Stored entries
****************************************
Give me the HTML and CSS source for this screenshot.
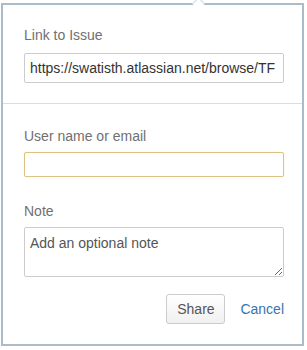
FILE: index.html
```html
<!DOCTYPE html>
<html lang="en">
<head>
    <meta charset="UTF-8">
    <meta name="viewport" content="width=device-width, initial-scale=1.0">
    <title>Share Issue</title>
    <link rel="stylesheet" href="styles.css">
</head>
<body>
    <div class="dialog">
        <span class="tip"></span>
        <div class="section top">
            <label for="link">Link to Issue</label>
            <input type="text" id="link" class="field" value="https://swatisth.atlassian.net/browse/TF" readonly>
        </div>
        <div class="section share">
            <label for="user">User name or email</label>
            <input type="text" id="user" class="field user">

            <label for="note" class="note-label">Note</label>
            <textarea id="note" class="field note" placeholder="Add an optional note"></textarea>

            <div class="actions">
                <button type="button" class="btn">Share</button>
                <a href="#" class="cancel">Cancel</a>
            </div>
        </div>
    </div>
</body>
</html>
```

FILE: styles.css
```css
body {
    margin: 0;
    background-color: #fff;
    font-family: "Liberation Sans", Arial, sans-serif;
    font-size: 14px;
    color: #333;
}
.dialog {
    position: relative;
    box-sizing: border-box;
    width: 303px;
    height: 343px;
    margin: 3px 0 0 1px;
    border: 2px solid #abbbc7;
    background-color: #fff;
}
/* little arrow on top edge */
.tip {
    position: absolute;
    top: -6px;
    left: 191px;
    width: 8px;
    height: 8px;
    background-color: #fff;
    border-top: 1px solid #cfd9e0;
    border-left: 1px solid #cfd9e0;
    transform: rotate(45deg);
}
.section {
    display: flex;
    flex-direction: column;
    padding: 20px 18px 20px 21px;
}
.top {
    border-bottom: 1px solid #dcdcdc;
}
.share {
    padding-top: 22px;
}
label {
    line-height: 20px;
    color: #707070;
    margin-bottom: 8px;
}
.share label {
    margin-bottom: 6px;
}
.share .note-label {
    margin-top: 24px;
}
.field {
    box-sizing: border-box;
    width: 100%;
    height: 30px;
    margin: 0;
    padding: 0 5px;
    border: 1px solid #cccccc;
    border-radius: 2px;
    font-family: inherit;
    font-size: 14px;
    color: #333;
    background-color: #fff;
    outline: none;
}
.user {
    height: 25px;
    border-color: #dcc385;
    box-shadow: 0 0 1px #efdca6;
}
.note {
    height: 50px;
    padding: 7px 5px;
    line-height: 16px;
    resize: vertical;
}
.note::placeholder {
    color: #555;
}
.actions {
    display: flex;
    justify-content: flex-end;
    align-items: center;
    gap: 15px;
    margin-top: 17px;
}
.btn {
    box-sizing: border-box;
    width: 59px;
    height: 30px;
    padding: 0;
    border: 1px solid #cccccc;
    border-radius: 3px;
    background: linear-gradient(#ffffff, #f0f0f0);
    font-family: inherit;
    font-size: 14px;
    color: #555;
    cursor: pointer;
}
.cancel {
    color: #3b73af;
    text-decoration: none;
}
```
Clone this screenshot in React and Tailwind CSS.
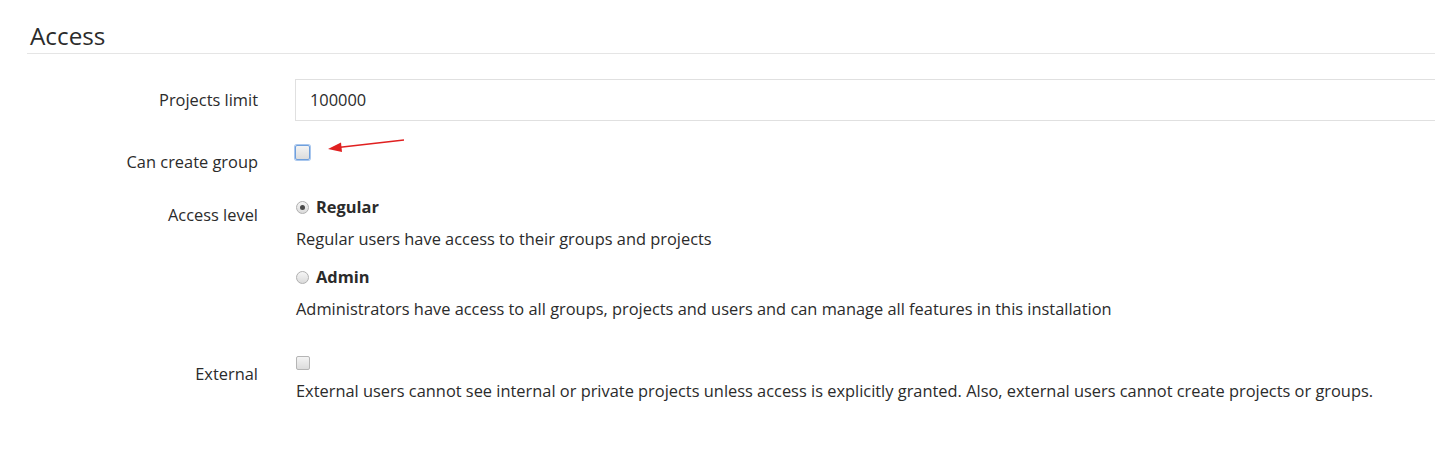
import React from "react";

function Checkbox({ focused }) {
  return (
    <span
      className={
        "inline-block rounded-[2px] border bg-gradient-to-b from-[#f4f4f4] to-[#dcdcdc] " +
        (focused ? "w-[15px] h-[15px] border-[#6f9fdc] ring-1 ring-[#a9c7ee]" : "w-[14px] h-[14px] border-[#b5b5b5]")
      }
    />
  );
}

function Radio({ checked }) {
  return (
    <span className="inline-flex items-center justify-center w-[13px] h-[13px] rounded-full border border-[#b0b0b0] bg-gradient-to-b from-[#f6f6f6] to-[#dadada]">
      {checked && <span className="w-[5px] h-[5px] rounded-full bg-[#4a4a4a]" />}
    </span>
  );
}

export default function App() {
  return (
    <div
      className="relative w-[1435px] h-[466px] bg-white overflow-hidden text-[#2b2b2b]"
      style={{ fontFamily: '"Open Sans", "Noto Sans", Arial, sans-serif' }}
    >
      <div className="pl-[27px] pt-[19px]">
        <h4 className="text-[24.3px] leading-[33px] pl-[3px] pb-[1px] border-b border-[#e5e5e5]">
          Access
        </h4>

        <div className="mt-[25px] flex items-center h-[42px]">
          <label className="w-[231px] text-right text-[16.4px] pt-[1px]">Projects limit</label>
          <div className="ml-[37px] flex-1 h-[42px] border border-r-0 border-[#e0e0e0] flex items-center pl-[14px] pt-[1px] text-[16.4px]">
            100000
          </div>
        </div>

        <div className="mt-[24px] flex items-start">
          <label className="w-[231px] text-right text-[16.4px] leading-[20px] pt-[7px]">Can create group</label>
          <div className="ml-[37px] flex">
            <Checkbox focused />
          </div>
        </div>

        <div className="mt-[25px] flex items-start">
          <label className="w-[231px] text-right text-[16.4px] leading-[20px] pt-[8px]">Access level</label>
          <div className="ml-[38px] text-[16.4px]">
            <div className="flex items-center gap-[7px] h-[20px]">
              <Radio checked />
              <span className="font-bold">Regular</span>
            </div>
            <div className="mt-[12px] leading-[20px]">Regular users have access to their groups and projects</div>
            <div className="mt-[18px] flex items-center gap-[7px] h-[20px]">
              <Radio />
              <span className="font-bold">Admin</span>
            </div>
            <div className="mt-[12px] leading-[20px]">
              Administrators have access to all groups, projects and users and can manage all features in this installation
            </div>
          </div>
        </div>

        <div className="mt-[37px] flex items-start">
          <label className="w-[231px] text-right text-[16.4px] leading-[20px] pt-[8px]">External</label>
          <div className="ml-[38px] text-[16.4px]">
            <div className="flex h-[16px]">
              <Checkbox />
            </div>
            <div className="mt-[9px] leading-[20px]">
              External users cannot see internal or private projects unless access is explicitly granted. Also, external users cannot create projects or groups.
            </div>
          </div>
        </div>
      </div>

      <svg className="absolute left-[320px] top-[132px]" width="90" height="24" viewBox="0 0 90 24">
        <line x1="84" y1="8" x2="18" y2="15.5" stroke="#e02020" strokeWidth="1.6" />
        <polygon points="8,17 21,10.5 22,20" fill="#e02020" />
      </svg>
    </div>
  );
}
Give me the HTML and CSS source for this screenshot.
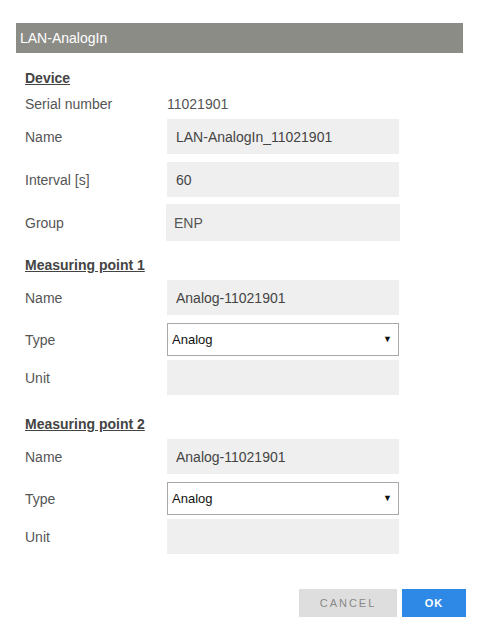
****************************************
◆ **WRITTEN REQUEST**
Your job is to transcribe the entries above exactly; skip the pictures.

◆ **EXERCISE RESPONSE**
Give me the HTML and CSS source for this screenshot.
FILE: index.html
```html
<!DOCTYPE html>
<html lang="en">
<head>
    <meta charset="UTF-8">
    <meta name="viewport" content="width=device-width, initial-scale=1.0">
    <title>Share Issue</title>
    <link rel="stylesheet" href="styles.css">
</head>
<body>
    <div class="dialog">
        <span class="tip"></span>
        <div class="section top">
            <label for="link">Link to Issue</label>
            <input type="text" id="link" class="field" value="https://swatisth.atlassian.net/browse/TF" readonly>
        </div>
        <div class="section share">
            <label for="user">User name or email</label>
            <input type="text" id="user" class="field user">

            <label for="note" class="note-label">Note</label>
            <textarea id="note" class="field note" placeholder="Add an optional note"></textarea>

            <div class="actions">
                <button type="button" class="btn">Share</button>
                <a href="#" class="cancel">Cancel</a>
            </div>
        </div>
    </div>
</body>
</html>
```

FILE: styles.css
```css
body {
    margin: 0;
    background-color: #fff;
    font-family: "Liberation Sans", Arial, sans-serif;
    font-size: 14px;
    color: #333;
}
.dialog {
    position: relative;
    box-sizing: border-box;
    width: 303px;
    height: 343px;
    margin: 3px 0 0 1px;
    border: 2px solid #abbbc7;
    background-color: #fff;
}
/* little arrow on top edge */
.tip {
    position: absolute;
    top: -6px;
    left: 191px;
    width: 8px;
    height: 8px;
    background-color: #fff;
    border-top: 1px solid #cfd9e0;
    border-left: 1px solid #cfd9e0;
    transform: rotate(45deg);
}
.section {
    display: flex;
    flex-direction: column;
    padding: 20px 18px 20px 21px;
}
.top {
    border-bottom: 1px solid #dcdcdc;
}
.share {
    padding-top: 22px;
}
label {
    line-height: 20px;
    color: #707070;
    margin-bottom: 8px;
}
.share label {
    margin-bottom: 6px;
}
.share .note-label {
    margin-top: 24px;
}
.field {
    box-sizing: border-box;
    width: 100%;
    height: 30px;
    margin: 0;
    padding: 0 5px;
    border: 1px solid #cccccc;
    border-radius: 2px;
    font-family: inherit;
    font-size: 14px;
    color: #333;
    background-color: #fff;
    outline: none;
}
.user {
    height: 25px;
    border-color: #dcc385;
    box-shadow: 0 0 1px #efdca6;
}
.note {
    height: 50px;
    padding: 7px 5px;
    line-height: 16px;
    resize: vertical;
}
.note::placeholder {
    color: #555;
}
.actions {
    display: flex;
    justify-content: flex-end;
    align-items: center;
    gap: 15px;
    margin-top: 17px;
}
.btn {
    box-sizing: border-box;
    width: 59px;
    height: 30px;
    padding: 0;
    border: 1px solid #cccccc;
    border-radius: 3px;
    background: linear-gradient(#ffffff, #f0f0f0);
    font-family: inherit;
    font-size: 14px;
    color: #555;
    cursor: pointer;
}
.cancel {
    color: #3b73af;
    text-decoration: none;
}
```
Clone this screenshot in React and Tailwind CSS.
import React from "react";

function Checkbox({ focused }) {
  return (
    <span
      className={
        "inline-block rounded-[2px] border bg-gradient-to-b from-[#f4f4f4] to-[#dcdcdc] " +
        (focused ? "w-[15px] h-[15px] border-[#6f9fdc] ring-1 ring-[#a9c7ee]" : "w-[14px] h-[14px] border-[#b5b5b5]")
      }
    />
  );
}

function Radio({ checked }) {
  return (
    <span className="inline-flex items-center justify-center w-[13px] h-[13px] rounded-full border border-[#b0b0b0] bg-gradient-to-b from-[#f6f6f6] to-[#dadada]">
      {checked && <span className="w-[5px] h-[5px] rounded-full bg-[#4a4a4a]" />}
    </span>
  );
}

export default function App() {
  return (
    <div
      className="relative w-[1435px] h-[466px] bg-white overflow-hidden text-[#2b2b2b]"
      style={{ fontFamily: '"Open Sans", "Noto Sans", Arial, sans-serif' }}
    >
      <div className="pl-[27px] pt-[19px]">
        <h4 className="text-[24.3px] leading-[33px] pl-[3px] pb-[1px] border-b border-[#e5e5e5]">
          Access
        </h4>

        <div className="mt-[25px] flex items-center h-[42px]">
          <label className="w-[231px] text-right text-[16.4px] pt-[1px]">Projects limit</label>
          <div className="ml-[37px] flex-1 h-[42px] border border-r-0 border-[#e0e0e0] flex items-center pl-[14px] pt-[1px] text-[16.4px]">
            100000
          </div>
        </div>

        <div className="mt-[24px] flex items-start">
          <label className="w-[231px] text-right text-[16.4px] leading-[20px] pt-[7px]">Can create group</label>
          <div className="ml-[37px] flex">
            <Checkbox focused />
          </div>
        </div>

        <div className="mt-[25px] flex items-start">
          <label className="w-[231px] text-right text-[16.4px] leading-[20px] pt-[8px]">Access level</label>
          <div className="ml-[38px] text-[16.4px]">
            <div className="flex items-center gap-[7px] h-[20px]">
              <Radio checked />
              <span className="font-bold">Regular</span>
            </div>
            <div className="mt-[12px] leading-[20px]">Regular users have access to their groups and projects</div>
            <div className="mt-[18px] flex items-center gap-[7px] h-[20px]">
              <Radio />
              <span className="font-bold">Admin</span>
            </div>
            <div className="mt-[12px] leading-[20px]">
              Administrators have access to all groups, projects and users and can manage all features in this installation
            </div>
          </div>
        </div>

        <div className="mt-[37px] flex items-start">
          <label className="w-[231px] text-right text-[16.4px] leading-[20px] pt-[8px]">External</label>
          <div className="ml-[38px] text-[16.4px]">
            <div className="flex h-[16px]">
              <Checkbox />
            </div>
            <div className="mt-[9px] leading-[20px]">
              External users cannot see internal or private projects unless access is explicitly granted. Also, external users cannot create projects or groups.
            </div>
          </div>
        </div>
      </div>

      <svg className="absolute left-[320px] top-[132px]" width="90" height="24" viewBox="0 0 90 24">
        <line x1="84" y1="8" x2="18" y2="15.5" stroke="#e02020" strokeWidth="1.6" />
        <polygon points="8,17 21,10.5 22,20" fill="#e02020" />
      </svg>
    </div>
  );
}
Give me the HTML and CSS source for this screenshot.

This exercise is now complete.